Ukraine needs ‘incredible amount of drones,’ defense chief says
Ukraine’s defense chief said that his country needed “an incredible amount of drones,” as Moscow’s war with Kyiv rages on into its second year.
“This is also a game changer. Both drones for reconnaissance and adjustment, shock drones from 3 to 1,000 kilometers (1.8-621 miles), and marine drones. This makes it possible to strike the enemy. And it keeps our military alive by providing situational awareness,” Defense Minister Oleksii Reznikov said in an interview with local news site Liga.
Reznikov said the ministry held a meeting with 80 domestic drone manufacturers to procure the drones it needs with a budget of 20 billion Ukrainian hryvnia ($542.7 million).
Ukraine’s main military drone is the Turkish-made Bayraktar TB2 unmanned combat aerial vehicle (UCAV) which has been used in several war zones, including Syria, Libya and Karabakh.
A project to construct a plant in Ukraine for the production of these drones has also been completed and the legal framework formed, according to previous statements of Ukraine’s ambassador to Türkiye.
The TB2 has been hugely popular in Ukraine, where it helped destroy Russian artillery systems and armored vehicles. It even became the subject of a patriotic expletive-strewn hit song in Ukraine that mocked Russian troops, with the chorus “Bayraktar, Bayraktar.”
In response to a question about the possibility of China coming to Russia’s aid in Moscow’s war against Kyiv, Reznikov pointed out that Beijing had the capability to interfere in the operation of Ukrainian drones, but that he remained “an informed optimist” that it would not involve itself in the conflict.
“I watched the speeches of the leaders of China and India. They made it quite clear that today, war is not the way to solve problems between countries. There are other priorities. This is a thoughtful and conscious position. Therefore, I hope that there will be no direct open assistance to Russia,” Reznikov said.
He also noted that the fact Russia was looking for support gave the signal that Moscow was in a difficult situation.
“They are looking for where to sew body armor, where to order shells. They are looking for armored vehicles, looking for guns, looking for shells.”
On Ukraine’s own material needs, Reznikov said Kyiv was able to source all the supplies it needed but that its main concern was for deliveries to be made in time.
He further noted Ukraine’s need to strengthen its air defenses, including by acquiring aircraft.
“Therefore, we need aircraft that, as an element of air defense, can see an enemy aircraft in the air and defeat it, shoot down a cruise or ballistic missile and, if necessary, strike at ground targets, such as warehouses, command posts, clusters of equipment.

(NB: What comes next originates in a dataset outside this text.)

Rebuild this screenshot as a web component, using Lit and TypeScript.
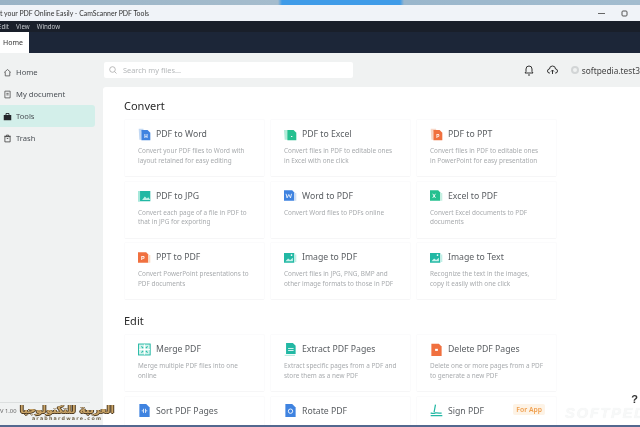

Spare parts, engineers, documentation and storage locations must be available,” he added.
Graft trial of deputy defense chief
During the interview, Reznikov also commented on the arrest of Deputy Defense Minister Vyacheslav Shapovalov early last month amid allegations of corruption, stressing that the former official remained innocent until proven guilty.
“I am a lawyer and my bible is the Constitution, which contains the principle of innocence (until proven guilty). Guilt can only be recognized by the court, not by lynching,” Reznikov said.
Shapovalov was dismissed from his post in January due to his involvement in a food procurement scandal, as the country conducted a large-scale government reshuffle following allegations of corruption.
“According to my information, he is not charged with anything related to nutrition. He has a different accusation, there is nothing corrupt there. No eggs, no carrots, no cabbage,” said Reznikov.
With regards to a question over claims that Shapovalov lobbied for the purchase of low-quality bulletproof vests worth about $27 million, Reznikov said the court would “figure it out” and that the contracts in question were dated from March 2022.
“I want to wait until the end of the investigation and hear the verdict. Because it can be justifiable too,” Reznikov further added, rejecting claims that he planned to resign should Shapovalov be found guilty.
“We, according to the Constitution, have the concept of individual responsibility for the commission of a crime. If the court finds him guilty, I admit that I made a personnel mistake … If we fire a minister every time there is a violation, I think we won’t go far. Let’s then replace the mayors, dismiss the head of parliament, because someone from their team messed up,” he added.